:: Provided entries

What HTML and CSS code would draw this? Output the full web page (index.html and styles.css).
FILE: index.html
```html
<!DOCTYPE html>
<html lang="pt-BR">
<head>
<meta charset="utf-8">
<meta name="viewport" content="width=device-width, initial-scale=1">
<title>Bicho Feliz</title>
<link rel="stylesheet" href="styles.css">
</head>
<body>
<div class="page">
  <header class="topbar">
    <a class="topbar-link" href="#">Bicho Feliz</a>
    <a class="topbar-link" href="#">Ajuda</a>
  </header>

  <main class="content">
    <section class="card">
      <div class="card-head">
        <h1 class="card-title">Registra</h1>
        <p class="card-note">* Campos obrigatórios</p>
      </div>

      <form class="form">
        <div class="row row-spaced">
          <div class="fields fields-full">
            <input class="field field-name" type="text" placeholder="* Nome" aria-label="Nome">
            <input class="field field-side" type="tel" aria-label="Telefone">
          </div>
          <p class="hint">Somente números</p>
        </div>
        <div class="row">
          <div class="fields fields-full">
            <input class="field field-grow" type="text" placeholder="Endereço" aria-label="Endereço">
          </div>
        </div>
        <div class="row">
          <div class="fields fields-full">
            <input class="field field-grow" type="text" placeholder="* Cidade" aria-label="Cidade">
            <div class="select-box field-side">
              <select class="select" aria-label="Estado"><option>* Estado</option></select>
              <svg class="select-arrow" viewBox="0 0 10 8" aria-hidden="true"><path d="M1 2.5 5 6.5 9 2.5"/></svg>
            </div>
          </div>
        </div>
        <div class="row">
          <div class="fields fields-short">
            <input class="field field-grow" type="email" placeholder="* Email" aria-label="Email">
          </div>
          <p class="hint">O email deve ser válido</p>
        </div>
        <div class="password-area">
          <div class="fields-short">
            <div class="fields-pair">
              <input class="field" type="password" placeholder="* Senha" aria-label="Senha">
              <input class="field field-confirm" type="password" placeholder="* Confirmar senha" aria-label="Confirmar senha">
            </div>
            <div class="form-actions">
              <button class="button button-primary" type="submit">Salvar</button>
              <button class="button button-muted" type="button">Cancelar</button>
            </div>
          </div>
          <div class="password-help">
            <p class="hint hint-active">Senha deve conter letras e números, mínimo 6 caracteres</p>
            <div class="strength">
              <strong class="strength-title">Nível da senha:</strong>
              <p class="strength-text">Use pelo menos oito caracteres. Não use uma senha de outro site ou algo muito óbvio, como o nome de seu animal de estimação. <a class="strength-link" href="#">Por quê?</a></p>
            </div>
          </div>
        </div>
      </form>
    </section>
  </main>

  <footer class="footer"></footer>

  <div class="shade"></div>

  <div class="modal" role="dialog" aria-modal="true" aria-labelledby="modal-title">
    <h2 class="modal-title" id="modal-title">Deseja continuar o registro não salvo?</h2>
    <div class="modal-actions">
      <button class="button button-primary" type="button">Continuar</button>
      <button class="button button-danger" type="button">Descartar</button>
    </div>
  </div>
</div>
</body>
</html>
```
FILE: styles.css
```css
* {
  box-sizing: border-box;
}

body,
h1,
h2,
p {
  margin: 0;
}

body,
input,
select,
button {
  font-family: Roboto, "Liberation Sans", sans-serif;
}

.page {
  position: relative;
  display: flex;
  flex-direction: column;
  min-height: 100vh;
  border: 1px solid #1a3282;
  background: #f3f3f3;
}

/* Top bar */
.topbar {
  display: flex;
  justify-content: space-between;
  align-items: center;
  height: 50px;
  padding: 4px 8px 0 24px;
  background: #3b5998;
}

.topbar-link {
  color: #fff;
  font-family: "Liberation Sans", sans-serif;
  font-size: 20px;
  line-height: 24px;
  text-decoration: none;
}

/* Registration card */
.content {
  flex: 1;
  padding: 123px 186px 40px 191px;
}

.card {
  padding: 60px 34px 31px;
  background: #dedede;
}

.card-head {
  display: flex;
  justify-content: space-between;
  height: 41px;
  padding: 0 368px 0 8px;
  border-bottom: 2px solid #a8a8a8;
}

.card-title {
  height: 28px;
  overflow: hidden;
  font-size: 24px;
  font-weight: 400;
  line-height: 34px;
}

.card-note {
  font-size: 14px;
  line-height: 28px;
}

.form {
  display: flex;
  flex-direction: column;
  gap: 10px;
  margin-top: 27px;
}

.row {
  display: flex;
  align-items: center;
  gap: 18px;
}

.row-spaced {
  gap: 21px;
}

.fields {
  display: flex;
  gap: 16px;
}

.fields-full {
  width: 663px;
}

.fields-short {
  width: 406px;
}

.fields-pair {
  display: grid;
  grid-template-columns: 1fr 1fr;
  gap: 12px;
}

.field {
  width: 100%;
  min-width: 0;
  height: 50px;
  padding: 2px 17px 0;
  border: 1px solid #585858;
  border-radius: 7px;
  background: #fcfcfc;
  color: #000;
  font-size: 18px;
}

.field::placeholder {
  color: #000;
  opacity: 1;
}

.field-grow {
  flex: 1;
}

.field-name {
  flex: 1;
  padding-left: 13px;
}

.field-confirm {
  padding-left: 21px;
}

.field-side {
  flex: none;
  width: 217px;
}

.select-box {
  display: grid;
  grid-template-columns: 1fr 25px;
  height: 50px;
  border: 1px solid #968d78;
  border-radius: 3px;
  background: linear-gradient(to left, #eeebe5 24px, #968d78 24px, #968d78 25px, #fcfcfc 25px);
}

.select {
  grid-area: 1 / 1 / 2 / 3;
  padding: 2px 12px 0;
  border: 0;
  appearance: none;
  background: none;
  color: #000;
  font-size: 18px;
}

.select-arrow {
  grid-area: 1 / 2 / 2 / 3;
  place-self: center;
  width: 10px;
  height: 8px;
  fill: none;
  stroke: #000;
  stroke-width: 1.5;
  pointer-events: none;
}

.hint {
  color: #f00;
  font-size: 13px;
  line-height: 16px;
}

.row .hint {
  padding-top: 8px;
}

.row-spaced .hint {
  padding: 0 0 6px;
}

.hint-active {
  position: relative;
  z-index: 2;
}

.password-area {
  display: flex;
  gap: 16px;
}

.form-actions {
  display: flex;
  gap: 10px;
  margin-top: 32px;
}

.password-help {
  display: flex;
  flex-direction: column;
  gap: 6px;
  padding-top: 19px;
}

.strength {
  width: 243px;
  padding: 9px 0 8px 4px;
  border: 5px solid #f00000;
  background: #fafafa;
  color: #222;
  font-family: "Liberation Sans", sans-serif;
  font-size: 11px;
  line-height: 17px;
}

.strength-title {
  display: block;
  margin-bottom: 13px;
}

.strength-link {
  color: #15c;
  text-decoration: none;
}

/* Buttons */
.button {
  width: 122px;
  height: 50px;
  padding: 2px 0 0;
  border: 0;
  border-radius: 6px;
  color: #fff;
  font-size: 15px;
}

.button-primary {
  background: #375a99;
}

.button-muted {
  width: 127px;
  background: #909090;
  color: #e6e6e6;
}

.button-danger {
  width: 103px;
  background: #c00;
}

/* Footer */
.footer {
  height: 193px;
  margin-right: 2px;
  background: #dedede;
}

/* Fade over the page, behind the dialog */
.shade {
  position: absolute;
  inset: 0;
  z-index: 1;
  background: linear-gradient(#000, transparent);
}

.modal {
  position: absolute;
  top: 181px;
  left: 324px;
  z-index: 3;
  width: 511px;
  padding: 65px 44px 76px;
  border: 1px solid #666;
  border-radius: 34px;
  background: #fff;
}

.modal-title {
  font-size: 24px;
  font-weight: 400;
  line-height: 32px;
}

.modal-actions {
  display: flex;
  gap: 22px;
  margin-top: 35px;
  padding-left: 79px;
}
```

::::
:: Provided entries

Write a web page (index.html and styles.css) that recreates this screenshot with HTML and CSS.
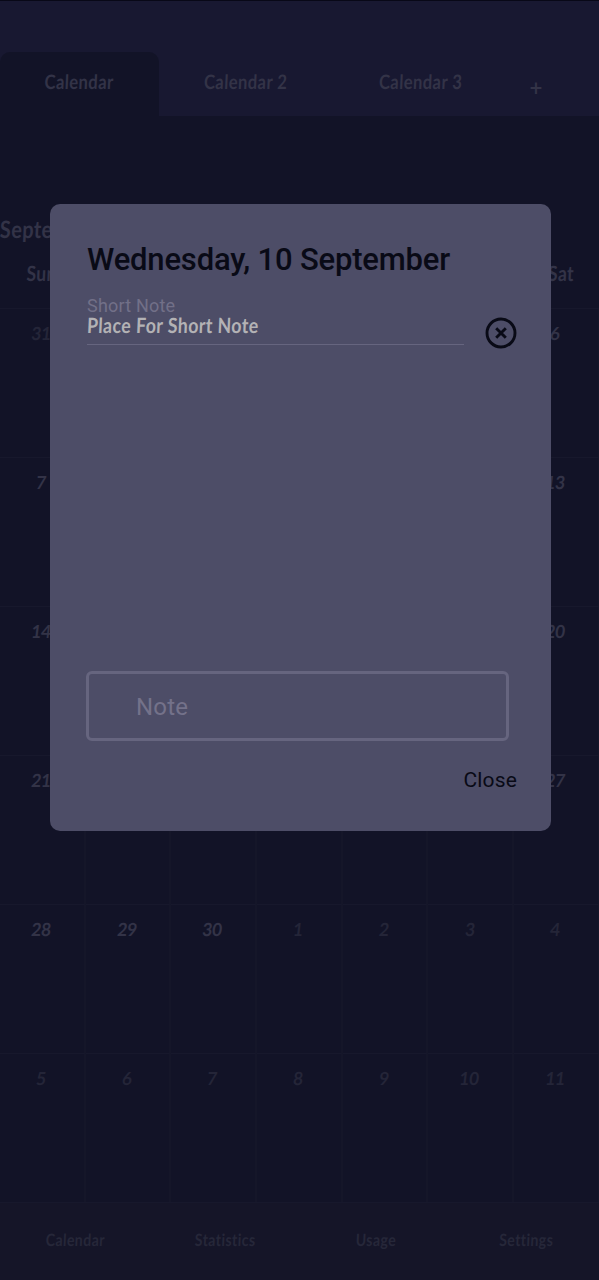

::::

## Task prompt:
Tally the lines in this data that hold the word "styles" and state only the count.

## Exercise output:
4